This happened back in January, on the first day of Kapcon, I think. It’s one of my favourite role-playing experiences, for reasons I’ll surely discover as I write this out.
Four players – Ivan, I’d never met before. Margee was a friend from just hanging out with people we both knew. Jon and Nasia I’d only played with for the first time earlier that day. I introduced them to Universalis, a game where you figure out what it’s about as you play it – each person paying Coins to create elements of the world, introducing new characters and create conflict.
Here’s the key to what happened next: if you don’t like what someone else has introduced, you can Challenge it. At first you just talk it out, try and negotiate a solution. If that doesn’t work, you can start a bidding war & other players can support or oppose what’s being challenged as well.
So, the game starts with the Tenet phase, where you go around the group, stating one fact each about what you want the game to be about. I went first and suggested something I like to throw in, just to sound out where everybody’s at, “This game’s set in the Real World.”
Immediate challenge from Ivan. “Screw that,” he says, “I don’t come to cons to play real world stuff.” He took the turn and introduced Black Wolf, a wizard. Basically, he was introducing the world of Ralph Bakshi’s movie, ‘Wizards’. And I was uncomfortable with that – I didn’t want the game to slavishly recreate the plot of an existing fiction.
Straight up, I told him what I was feeling, and said that I was going to mess with it. So that’s the first thing – I’ve never been that overt before, and certainly never taken such an oppositional role.
“That’s fine,” said Ivan. “That’s what the game’s for.” So he got it.
First thing I did was trash a major component – the city of Montegaria – which shocked the hell out of me, and I wonder if it shocked the other players.
Cool stuff that came out as the game went on:
- Everyone was comfortable with challenges.
- We created a full on fantasy epic in 3 hours. And it was gripping – I went to the toilet at one stage (and ‘cos of the way Uni works, the game kept going without me), and can remember actually running back to the game because I wanted to know what I missed
- The most important components turned out to be a Dead Baby and a Prophecy. Players were wresting control of the Prophecy, trying to get the right to write down what it said.
There was a real creative tension – and each player contributed a different thing. There was the competitiveness between Ivan and me. Margee kept making these amazing, subtle connections between the different characters; Nasia focused on relationships and introducing elements that were epic in scale & usually concerned with religion and the Prophecy.
And Jon … Jon kept blowing my mind, because he’d shift the timeline around so much.

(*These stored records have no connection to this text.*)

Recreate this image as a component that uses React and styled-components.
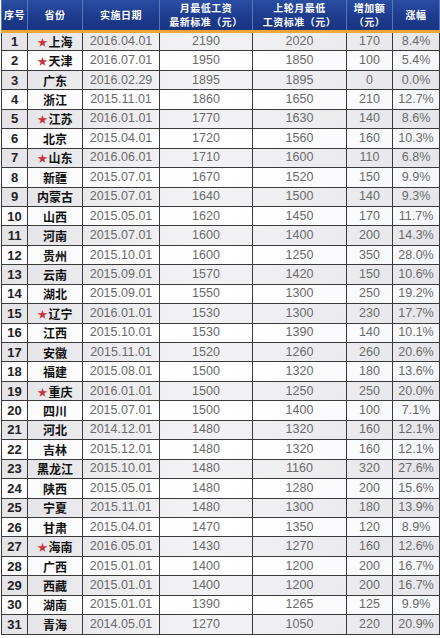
import styled, { createGlobalStyle } from 'styled-components'

const GlobalStyle = createGlobalStyle`
  html, body {
    margin: 0;
    padding: 0;
    background: #fff;
  }
  body {
    font-family: "Liberation Sans", "Noto Sans CJK SC", sans-serif;
  }
`

const rows = [
  [1, '上海', true, '2016.04.01', 2190, 2020, 170, '8.4%'],
  [2, '天津', true, '2016.07.01', 1950, 1850, 100, '5.4%'],
  [3, '广东', false, '2016.02.29', 1895, 1895, 0, '0.0%'],
  [4, '浙江', false, '2015.11.01', 1860, 1650, 210, '12.7%'],
  [5, '江苏', true, '2016.01.01', 1770, 1630, 140, '8.6%'],
  [6, '北京', false, '2015.04.01', 1720, 1560, 160, '10.3%'],
  [7, '山东', true, '2016.06.01', 1710, 1600, 110, '6.8%'],
  [8, '新疆', false, '2015.07.01', 1670, 1520, 150, '9.9%'],
  [9, '内蒙古', false, '2015.07.01', 1640, 1500, 140, '9.3%'],
  [10, '山西', false, '2015.05.01', 1620, 1450, 170, '11.7%'],
  [11, '河南', false, '2015.07.01', 1600, 1400, 200, '14.3%'],
  [12, '贵州', false, '2015.10.01', 1600, 1250, 350, '28.0%'],
  [13, '云南', false, '2015.09.01', 1570, 1420, 150, '10.6%'],
  [14, '湖北', false, '2015.09.01', 1550, 1300, 250, '19.2%'],
  [15, '辽宁', true, '2016.01.01', 1530, 1300, 230, '17.7%'],
  [16, '江西', false, '2015.10.01', 1530, 1390, 140, '10.1%'],
  [17, '安徽', false, '2015.11.01', 1520, 1260, 260, '20.6%'],
  [18, '福建', false, '2015.08.01', 1500, 1320, 180, '13.6%'],
  [19, '重庆', true, '2016.01.01', 1500, 1250, 250, '20.0%'],
  [20, '四川', false, '2015.07.01', 1500, 1400, 100, '7.1%'],
  [21, '河北', false, '2014.12.01', 1480, 1320, 160, '12.1%'],
  [22, '吉林', false, '2015.12.01', 1480, 1320, 160, '12.1%'],
  [23, '黑龙江', false, '2015.10.01', 1480, 1160, 320, '27.6%'],
  [24, '陕西', false, '2015.05.01', 1480, 1280, 200, '15.6%'],
  [25, '宁夏', false, '2015.11.01', 1480, 1300, 180, '13.9%'],
  [26, '甘肃', false, '2015.04.01', 1470, 1350, 120, '8.9%'],
  [27, '海南', true, '2016.05.01', 1430, 1270, 160, '12.6%'],
  [28, '广西', false, '2015.01.01', 1400, 1200, 200, '16.7%'],
  [29, '西藏', false, '2015.01.01', 1400, 1200, 200, '16.7%'],
  [30, '湖南', false, '2015.01.01', 1390, 1265, 125, '9.9%'],
  [31, '青海', false, '2014.05.01', 1270, 1050, 220, '20.9%']
]

const widths = [26, 55, 77, 93, 94, 46, 47]

export default function App() {
  return (
    <>
      <GlobalStyle />
      <Page>
        <Table>
          <colgroup>
            {widths.map((w, i) => (
              <col key={i} style={{ width: w }} />
            ))}
          </colgroup>
          <thead>
            <tr>
              <Head>序号</Head>
              <Head>省份</Head>
              <Head>实施日期</Head>
              <Head>月最低工资<br />最新标准（元）</Head>
              <Head>上轮月最低<br />工资标准（元）</Head>
              <Head>增加额<br />（元）</Head>
              <Head>涨幅</Head>
            </tr>
          </thead>
          <tbody>
            {rows.map(([no, prov, star, date, now, prev, inc, pct]) => (
              <Row key={no} $odd={no % 2 === 1}>
                <NoCell>{no}</NoCell>
                <ProvCell>
                  {star && <Star>★</Star>}
                  {prov}
                </ProvCell>
                <Cell>{date}</Cell>
                <Cell>{now}</Cell>
                <Cell>{prev}</Cell>
                <Cell>{inc}</Cell>
                <Cell>{pct}</Cell>
              </Row>
            ))}
          </tbody>
        </Table>
      </Page>
    </>
  )
}

const Page = styled.div`
  padding: 0 1px;
  width: 438px;
`

const Table = styled.table`
  width: 438px;
  table-layout: fixed;
  border-collapse: collapse;
`

const Head = styled.th`
  height: 30px;
  padding: 0;
  background: linear-gradient(to bottom, #2a4ea3 0%, #1c3a8c 60%, #183381 100%);
  border-left: 1px solid #5876b8;
  border-right: 1px solid #5876b8;
  border-bottom: 3px solid #f0a53a;
  color: #fff;
  font-family: "Noto Sans CJK SC", sans-serif;
  font-size: 10px;
  font-weight: 700;
  line-height: 14px;
  letter-spacing: 0.5px;
  text-align: center;
  vertical-align: middle;
`

const Row = styled.tr`
  height: 19.45px;
  background: ${({ $odd }) =>
    $odd
      ? 'linear-gradient(100deg, #e4e4e8 0%, #f3f3f5 45%, #e6e6ea 100%)'
      : 'linear-gradient(100deg, #fbfbfd 0%, #ffffff 50%, #f6f7fa 100%)'};
`

const Cell = styled.td`
  padding: 0;
  border: 1px solid #3a3a3a;
  color: #6a6a6a;
  font-size: 12.5px;
  text-align: center;
  vertical-align: middle;
  line-height: 17px;
  white-space: nowrap;
`

const NoCell = styled(Cell)`
  color: #222;
  font-weight: 700;
  font-size: 13px;
`

const ProvCell = styled(Cell)`
  color: #111;
  font-family: "Noto Sans CJK SC", sans-serif;
  font-weight: 700;
  font-size: 12px;
`

const Star = styled.span`
  color: #c8343e;
  font-size: 10px;
  margin-right: 1px;
  vertical-align: 1px;
`
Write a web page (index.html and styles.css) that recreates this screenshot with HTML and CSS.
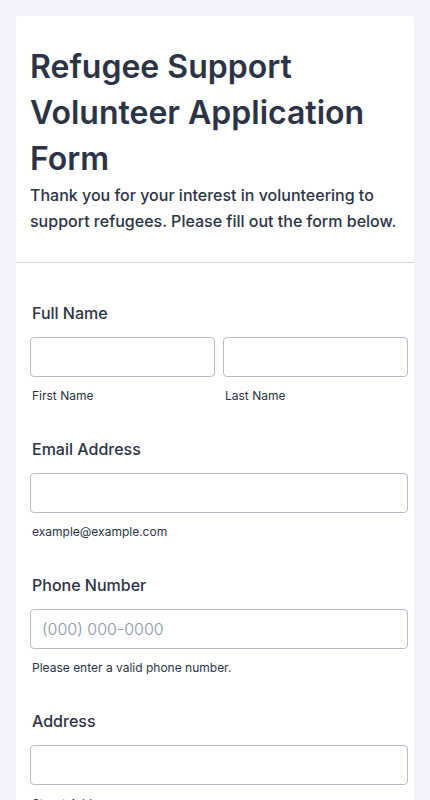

First scene – city laid to waste, epic confrontation between the villain and sort-of-hero wizards, a princess fleeing for her life. Jon gets the second scene, and says, “… Three months earlier.” Once we cut back to the ruined city and kicked off a three-way chase across the planet, the real heroes take refuge in Crusk, a safe haven surrounded by force fields that the wizards can’t enter. “… 20 years later,” says Jon.
That’s about it. There was a final conflict, which I wanted to kick off straight away but everyone else felt that that would be too soon – so we manoeuvred components around, introduced traits, set up an eclipse. Not much actually changed, but everybody felt comfortable enough after about 20 minutes to get things started.
After that resolved, we were approaching the end of the session and everybody was getting a bit drained. Epilogues were being narrated for other characters, but we couldn’t figure out what to do with the two wizards who’d kicked the whole game off. “They die,” said Margee, which everyone was satisfied with.
Full disclosure: there was a little bit just at the end of the game I wasn’t happy with. Black Wolf, the wizard-villain, was definitely Ivan’s component, and used all the Coins I’d won in the final conflict to buy-off every one of its traits, effectively killing it. Of course, we were never going to play this game again, but it still felt a little bitter, or like a pissing contest. Maybe I wasn’t used to that level of competition.
Anyway, to mollify myself, I bought a new trait for Black Wolf, that he was lauded as a saint in the future of this fantasy world – which actually seemed consistent with all the crap he’d pulled and carnage he’d committed. It actually had helped bring about a better world.
That’s the key to why I enjoyed this so much: full-on competition without acrimony gave Universalis a *zing* I’d never experienced before, and the whole game was incredibly satisfying as a result. Not just its usual unpredictable self, but tense - and I felt utterly involved in wanting to get an outcome I’d be happy with.